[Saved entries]
════════════════

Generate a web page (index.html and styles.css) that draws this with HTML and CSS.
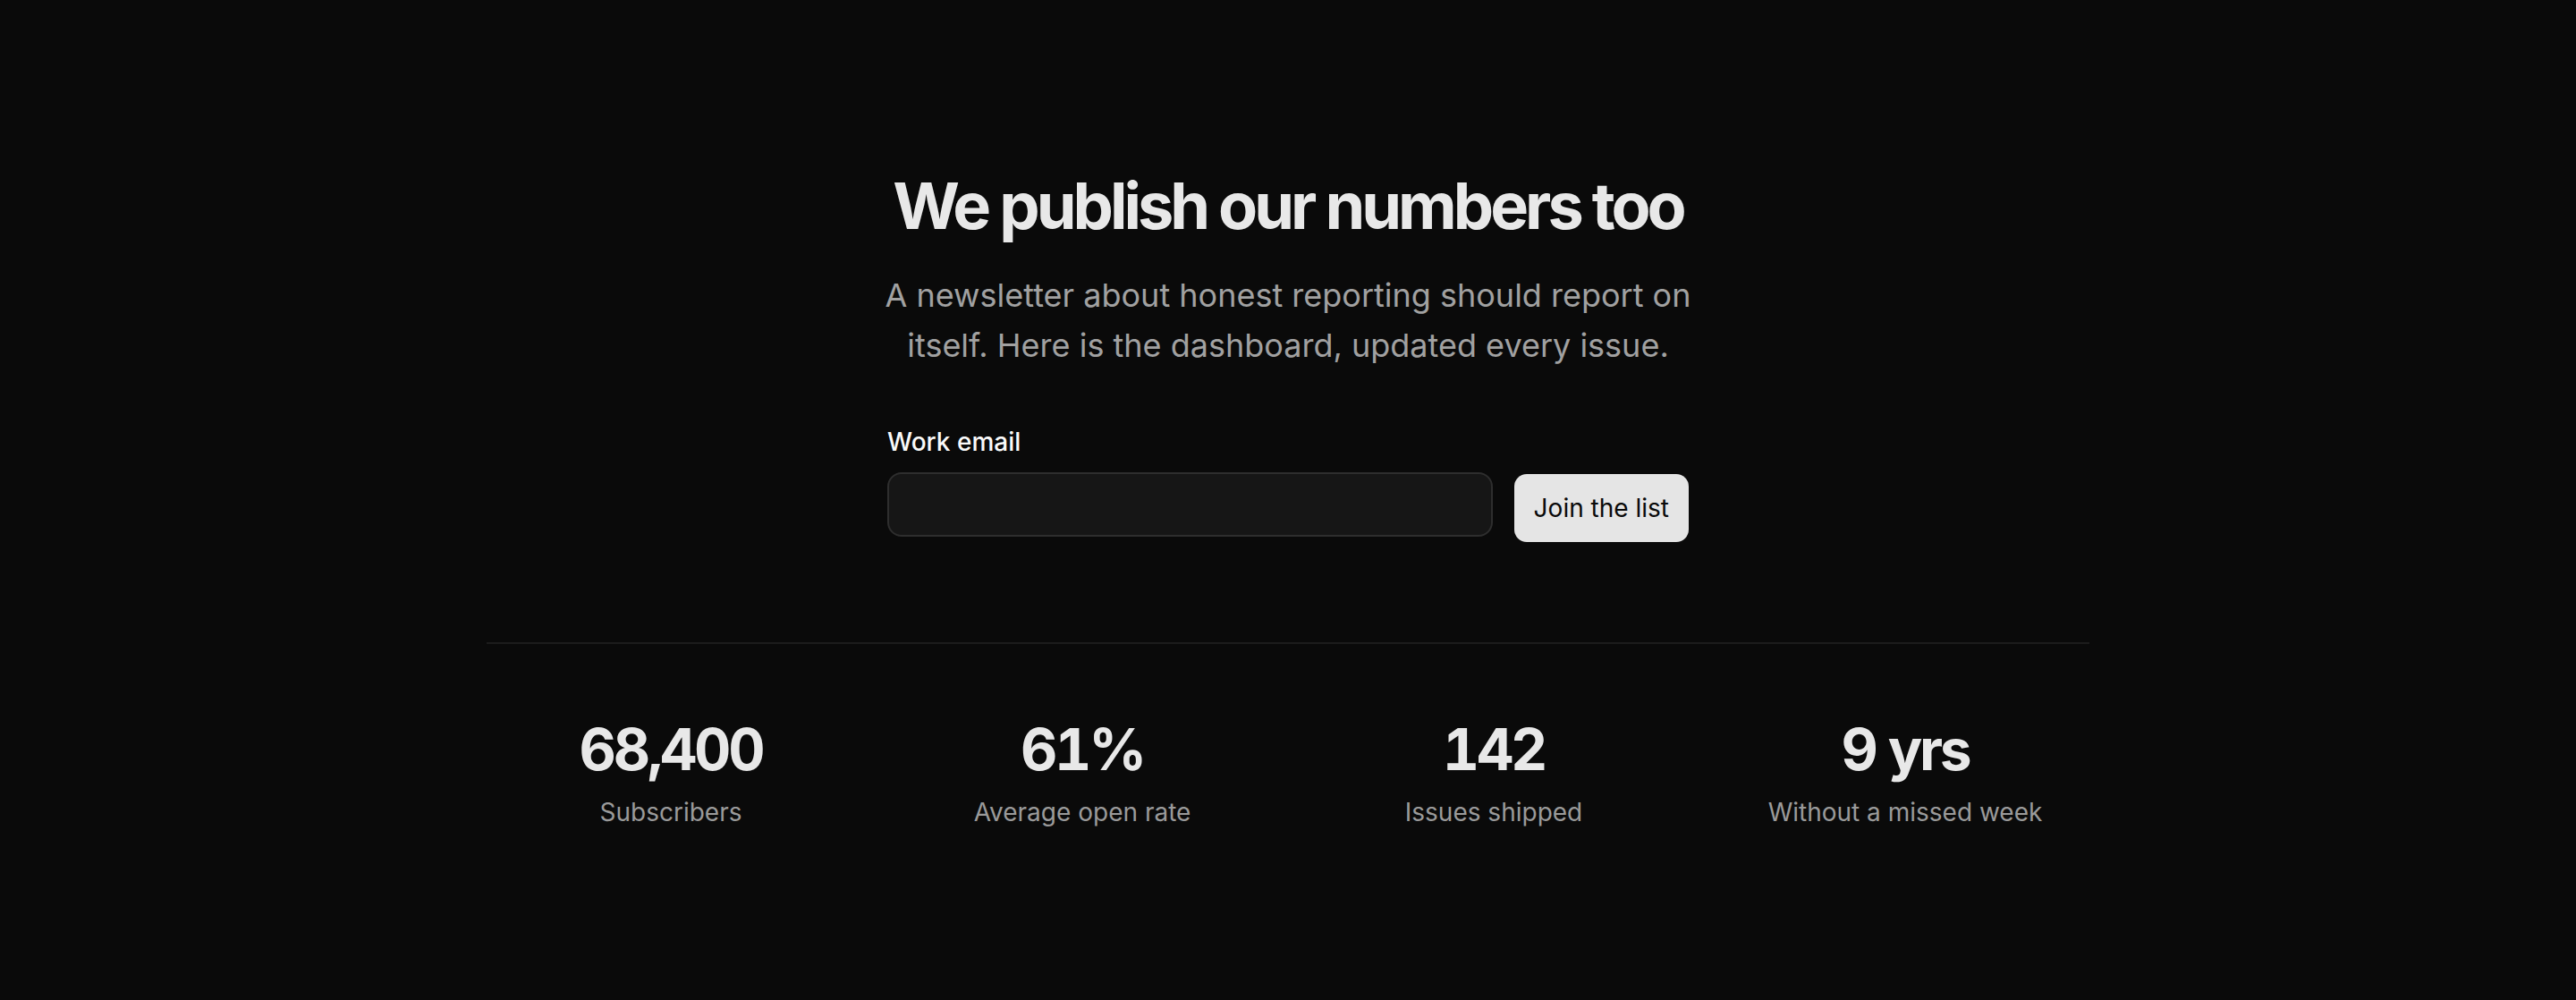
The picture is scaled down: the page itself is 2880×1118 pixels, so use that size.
FILE: index.html
```html
<!DOCTYPE html>
<html lang="en">
<head>
    <meta charset="UTF-8">
    <meta name="viewport" content="width=device-width, initial-scale=1.0">
    <title>We publish our numbers too</title>
    <link rel="stylesheet" href="styles.css">
</head>
<body>

    <main class="page">
        <section class="hero">
            <h1 class="hero-title">We publish our numbers too</h1>
            <p class="hero-text">A newsletter about honest reporting should report on itself. Here is the dashboard, updated every issue.</p>

            <form class="signup" onsubmit="return false;">
                <label class="signup-label" for="email">Work email</label>
                <div class="signup-row">
                    <input class="signup-input" id="email" type="email">
                    <button class="signup-button" type="submit">Join the list</button>
                </div>
            </form>
        </section>

        <section class="stats">
            <div class="stat">
                <div class="stat-value">68,400</div>
                <div class="stat-label">Subscribers</div>
            </div>
            <div class="stat">
                <div class="stat-value">61%</div>
                <div class="stat-label">Average open rate</div>
            </div>
            <div class="stat">
                <div class="stat-value">142</div>
                <div class="stat-label">Issues shipped</div>
            </div>
            <div class="stat">
                <div class="stat-value">9 yrs</div>
                <div class="stat-label">Without a missed week</div>
            </div>
        </section>
    </main>

</body>
</html>
```

FILE: styles.css
```css
body {
    margin: 0;
    background-color: #0a0a0a;
    color: #e8e8e8;
    font-family: 'Inter', 'Noto Sans', sans-serif;
}

.page {
    max-width: 1792px;
    margin: 0 auto;
    padding-top: 190px;
}

.hero {
    max-width: 960px;
    margin: 0 auto;
    text-align: center;
}

.hero-title {
    margin: 0;
    font-size: 72px;
    line-height: 80px;
    font-weight: 700;
    letter-spacing: -4px;
    white-space: nowrap;
    color: #e8e8e8;
}

.hero-text {
    margin: 32px 0 0;
    font-size: 36px;
    line-height: 56px;
    color: #a1a1a1;
}

.signup {
    max-width: 896px;
    margin: 60px auto 0;
    text-align: left;
}

.signup-label {
    display: block;
    margin-bottom: 14px;
    font-size: 28px;
    line-height: 40px;
    font-weight: 500;
    color: #fafafa;
}

.signup-row {
    display: flex;
    align-items: flex-start;
    gap: 24px;
}

.signup-input {
    flex: 1;
    height: 72px;
    box-sizing: border-box;
    padding: 0 24px;
    border: 2px solid #2e2e2e;
    border-radius: 16px;
    background-color: #161616;
    color: #fafafa;
    font-family: inherit;
    font-size: 28px;
    outline: none;
}

.signup-button {
    height: 76px;
    margin-top: 2px;
    padding: 0 22px;
    border: none;
    border-radius: 14px;
    background-color: #e5e5e5;
    color: #0a0a0a;
    font-family: inherit;
    font-size: 28px;
    cursor: pointer;
}

.stats {
    display: grid;
    grid-template-columns: repeat(4, 1fr);
    gap: 48px;
    margin-top: 112px;
    padding-top: 80px;
    border-top: 2px solid #1c1c1c;
    text-align: center;
}

.stat-value {
    font-size: 64px;
    line-height: 76px;
    font-weight: 700;
    letter-spacing: -3.2px;
    font-variant-numeric: tabular-nums;
    color: #e8e8e8;
}

.stat-label {
    margin-top: 12px;
    font-size: 28px;
    line-height: 40px;
    color: #9a9a9a;
}
```
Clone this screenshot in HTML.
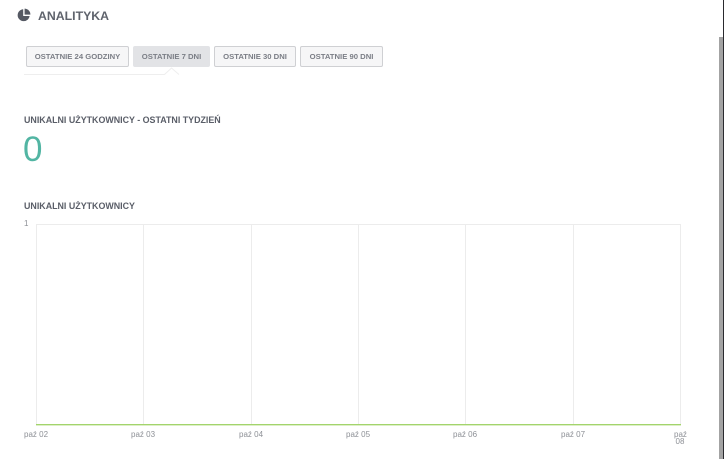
<!DOCTYPE html>
<html lang="pl">
<head>
<meta charset="utf-8">
<title>Analityka</title>
<style>
html,body{margin:0;padding:0;background:#fff;}
body{width:724px;height:459px;position:relative;overflow:hidden;font-family:"Liberation Sans",sans-serif;}
.a{position:absolute;white-space:nowrap;}
.btn{position:absolute;top:46px;height:21px;box-sizing:border-box;border:1px solid #cfd0d3;border-radius:2px;background:#f6f6f7;color:#7b7e86;font-size:7.7px;font-weight:bold;line-height:19px;text-align:center;white-space:nowrap;}
.btn.on{background:#e2e3e6;border-color:#e2e3e6;}
.h{color:#5a5e68;font-size:8.9px;font-weight:bold;}
.t{color:#8d9096;font-size:8px;line-height:7px;}
.v{position:absolute;top:224px;width:1px;height:201px;background:#ececec;}
</style>
</head>
<body>
<svg class="a" style="left:17px;top:8px" width="14" height="14" viewBox="0 0 14 14">
<path d="M6.2 1.2A6 6 0 1 0 12.6 8H6.2Z" fill="#555963"/>
<path d="M7.6 0.6A6 6 0 0 1 13.4 6.6H7.6Z" fill="#555963"/>
</svg>
<div class="a" style="left:38px;top:9px;color:#5f636c;font-size:12.3px;font-weight:bold;line-height:14px;">ANALITYKA</div>

<div class="btn" style="left:26px;width:103px;">OSTATNIE 24 GODZINY</div>
<div class="btn on" style="left:133px;width:77px;">OSTATNIE 7 DNI</div>
<div class="btn" style="left:214px;width:82px;">OSTATNIE 30 DNI</div>
<div class="btn" style="left:300px;width:83px;">OSTATNIE 90 DNI</div>

<svg class="a" style="left:24px;top:67px" width="160" height="9" viewBox="0 0 160 9">
<path d="M0 7.5H140.5L147.5 1L155 7.5" fill="none" stroke="#eeeeee" stroke-width="1"/>
</svg>

<div class="a h" style="left:24px;top:115px;line-height:11px;">UNIKALNI UŻYTKOWNICY - OSTATNI TYDZIEŃ</div>
<div class="a" style="left:23px;top:132px;color:#52b5a3;font-size:35px;line-height:36px;">0</div>
<div class="a h" style="left:24px;top:201px;line-height:11px;">UNIKALNI UŻYTKOWNICY</div>

<div class="a t" style="left:24px;top:220px;">1</div>
<div class="a" style="left:36px;top:224px;width:645px;height:1px;background:#ececec;"></div>
<div class="v" style="left:36px"></div>
<div class="v" style="left:143px"></div>
<div class="v" style="left:251px"></div>
<div class="v" style="left:358px"></div>
<div class="v" style="left:465px"></div>
<div class="v" style="left:573px"></div>
<div class="v" style="left:680px"></div>
<div class="a" style="left:36px;top:424px;width:645px;height:1px;background:#a3d46c;"></div>
<div class="a" style="left:36px;top:425px;width:645px;height:1px;background:#dcefc6;"></div>

<div class="a t" style="left:24px;top:431px;">paź 02</div>
<div class="a t" style="left:131px;top:431px;">paź 03</div>
<div class="a t" style="left:239px;top:431px;">paź 04</div>
<div class="a t" style="left:346px;top:431px;">paź 05</div>
<div class="a t" style="left:453px;top:431px;">paź 06</div>
<div class="a t" style="left:561px;top:431px;">paź 07</div>
<div class="a t" style="left:674px;top:431px;text-align:center;width:12px;">paź<br>08</div>

<div class="a" style="left:719px;top:37px;width:4px;height:422px;background:#a3a3a3;"></div>
<div class="a" style="left:723px;top:0;width:1px;height:459px;background:#2a2a2e;"></div>
</body>
</html>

════════════════

WRITTEN EXERCISE
Every record gets retyped exactly; no picture goes into the copy.

ANSWER TO THIS EXERCISE
Generate a web page (index.html and styles.css) that draws this with HTML and CSS.
The picture is scaled down: the page itself is 2880×1118 pixels, so use that size.
FILE: index.html
```html
<!DOCTYPE html>
<html lang="en">
<head>
    <meta charset="UTF-8">
    <meta name="viewport" content="width=device-width, initial-scale=1.0">
    <title>We publish our numbers too</title>
    <link rel="stylesheet" href="styles.css">
</head>
<body>

    <main class="page">
        <section class="hero">
            <h1 class="hero-title">We publish our numbers too</h1>
            <p class="hero-text">A newsletter about honest reporting should report on itself. Here is the dashboard, updated every issue.</p>

            <form class="signup" onsubmit="return false;">
                <label class="signup-label" for="email">Work email</label>
                <div class="signup-row">
                    <input class="signup-input" id="email" type="email">
                    <button class="signup-button" type="submit">Join the list</button>
                </div>
            </form>
        </section>

        <section class="stats">
            <div class="stat">
                <div class="stat-value">68,400</div>
                <div class="stat-label">Subscribers</div>
            </div>
            <div class="stat">
                <div class="stat-value">61%</div>
                <div class="stat-label">Average open rate</div>
            </div>
            <div class="stat">
                <div class="stat-value">142</div>
                <div class="stat-label">Issues shipped</div>
            </div>
            <div class="stat">
                <div class="stat-value">9 yrs</div>
                <div class="stat-label">Without a missed week</div>
            </div>
        </section>
    </main>

</body>
</html>
```

FILE: styles.css
```css
body {
    margin: 0;
    background-color: #0a0a0a;
    color: #e8e8e8;
    font-family: 'Inter', 'Noto Sans', sans-serif;
}

.page {
    max-width: 1792px;
    margin: 0 auto;
    padding-top: 190px;
}

.hero {
    max-width: 960px;
    margin: 0 auto;
    text-align: center;
}

.hero-title {
    margin: 0;
    font-size: 72px;
    line-height: 80px;
    font-weight: 700;
    letter-spacing: -4px;
    white-space: nowrap;
    color: #e8e8e8;
}

.hero-text {
    margin: 32px 0 0;
    font-size: 36px;
    line-height: 56px;
    color: #a1a1a1;
}

.signup {
    max-width: 896px;
    margin: 60px auto 0;
    text-align: left;
}

.signup-label {
    display: block;
    margin-bottom: 14px;
    font-size: 28px;
    line-height: 40px;
    font-weight: 500;
    color: #fafafa;
}

.signup-row {
    display: flex;
    align-items: flex-start;
    gap: 24px;
}

.signup-input {
    flex: 1;
    height: 72px;
    box-sizing: border-box;
    padding: 0 24px;
    border: 2px solid #2e2e2e;
    border-radius: 16px;
    background-color: #161616;
    color: #fafafa;
    font-family: inherit;
    font-size: 28px;
    outline: none;
}

.signup-button {
    height: 76px;
    margin-top: 2px;
    padding: 0 22px;
    border: none;
    border-radius: 14px;
    background-color: #e5e5e5;
    color: #0a0a0a;
    font-family: inherit;
    font-size: 28px;
    cursor: pointer;
}

.stats {
    display: grid;
    grid-template-columns: repeat(4, 1fr);
    gap: 48px;
    margin-top: 112px;
    padding-top: 80px;
    border-top: 2px solid #1c1c1c;
    text-align: center;
}

.stat-value {
    font-size: 64px;
    line-height: 76px;
    font-weight: 700;
    letter-spacing: -3.2px;
    font-variant-numeric: tabular-nums;
    color: #e8e8e8;
}

.stat-label {
    margin-top: 12px;
    font-size: 28px;
    line-height: 40px;
    color: #9a9a9a;
}
```
Clone this screenshot in HTML.
<!DOCTYPE html>
<html lang="pl">
<head>
<meta charset="utf-8">
<title>Analityka</title>
<style>
html,body{margin:0;padding:0;background:#fff;}
body{width:724px;height:459px;position:relative;overflow:hidden;font-family:"Liberation Sans",sans-serif;}
.a{position:absolute;white-space:nowrap;}
.btn{position:absolute;top:46px;height:21px;box-sizing:border-box;border:1px solid #cfd0d3;border-radius:2px;background:#f6f6f7;color:#7b7e86;font-size:7.7px;font-weight:bold;line-height:19px;text-align:center;white-space:nowrap;}
.btn.on{background:#e2e3e6;border-color:#e2e3e6;}
.h{color:#5a5e68;font-size:8.9px;font-weight:bold;}
.t{color:#8d9096;font-size:8px;line-height:7px;}
.v{position:absolute;top:224px;width:1px;height:201px;background:#ececec;}
</style>
</head>
<body>
<svg class="a" style="left:17px;top:8px" width="14" height="14" viewBox="0 0 14 14">
<path d="M6.2 1.2A6 6 0 1 0 12.6 8H6.2Z" fill="#555963"/>
<path d="M7.6 0.6A6 6 0 0 1 13.4 6.6H7.6Z" fill="#555963"/>
</svg>
<div class="a" style="left:38px;top:9px;color:#5f636c;font-size:12.3px;font-weight:bold;line-height:14px;">ANALITYKA</div>

<div class="btn" style="left:26px;width:103px;">OSTATNIE 24 GODZINY</div>
<div class="btn on" style="left:133px;width:77px;">OSTATNIE 7 DNI</div>
<div class="btn" style="left:214px;width:82px;">OSTATNIE 30 DNI</div>
<div class="btn" style="left:300px;width:83px;">OSTATNIE 90 DNI</div>

<svg class="a" style="left:24px;top:67px" width="160" height="9" viewBox="0 0 160 9">
<path d="M0 7.5H140.5L147.5 1L155 7.5" fill="none" stroke="#eeeeee" stroke-width="1"/>
</svg>

<div class="a h" style="left:24px;top:115px;line-height:11px;">UNIKALNI UŻYTKOWNICY - OSTATNI TYDZIEŃ</div>
<div class="a" style="left:23px;top:132px;color:#52b5a3;font-size:35px;line-height:36px;">0</div>
<div class="a h" style="left:24px;top:201px;line-height:11px;">UNIKALNI UŻYTKOWNICY</div>

<div class="a t" style="left:24px;top:220px;">1</div>
<div class="a" style="left:36px;top:224px;width:645px;height:1px;background:#ececec;"></div>
<div class="v" style="left:36px"></div>
<div class="v" style="left:143px"></div>
<div class="v" style="left:251px"></div>
<div class="v" style="left:358px"></div>
<div class="v" style="left:465px"></div>
<div class="v" style="left:573px"></div>
<div class="v" style="left:680px"></div>
<div class="a" style="left:36px;top:424px;width:645px;height:1px;background:#a3d46c;"></div>
<div class="a" style="left:36px;top:425px;width:645px;height:1px;background:#dcefc6;"></div>

<div class="a t" style="left:24px;top:431px;">paź 02</div>
<div class="a t" style="left:131px;top:431px;">paź 03</div>
<div class="a t" style="left:239px;top:431px;">paź 04</div>
<div class="a t" style="left:346px;top:431px;">paź 05</div>
<div class="a t" style="left:453px;top:431px;">paź 06</div>
<div class="a t" style="left:561px;top:431px;">paź 07</div>
<div class="a t" style="left:674px;top:431px;text-align:center;width:12px;">paź<br>08</div>

<div class="a" style="left:719px;top:37px;width:4px;height:422px;background:#a3a3a3;"></div>
<div class="a" style="left:723px;top:0;width:1px;height:459px;background:#2a2a2e;"></div>
</body>
</html>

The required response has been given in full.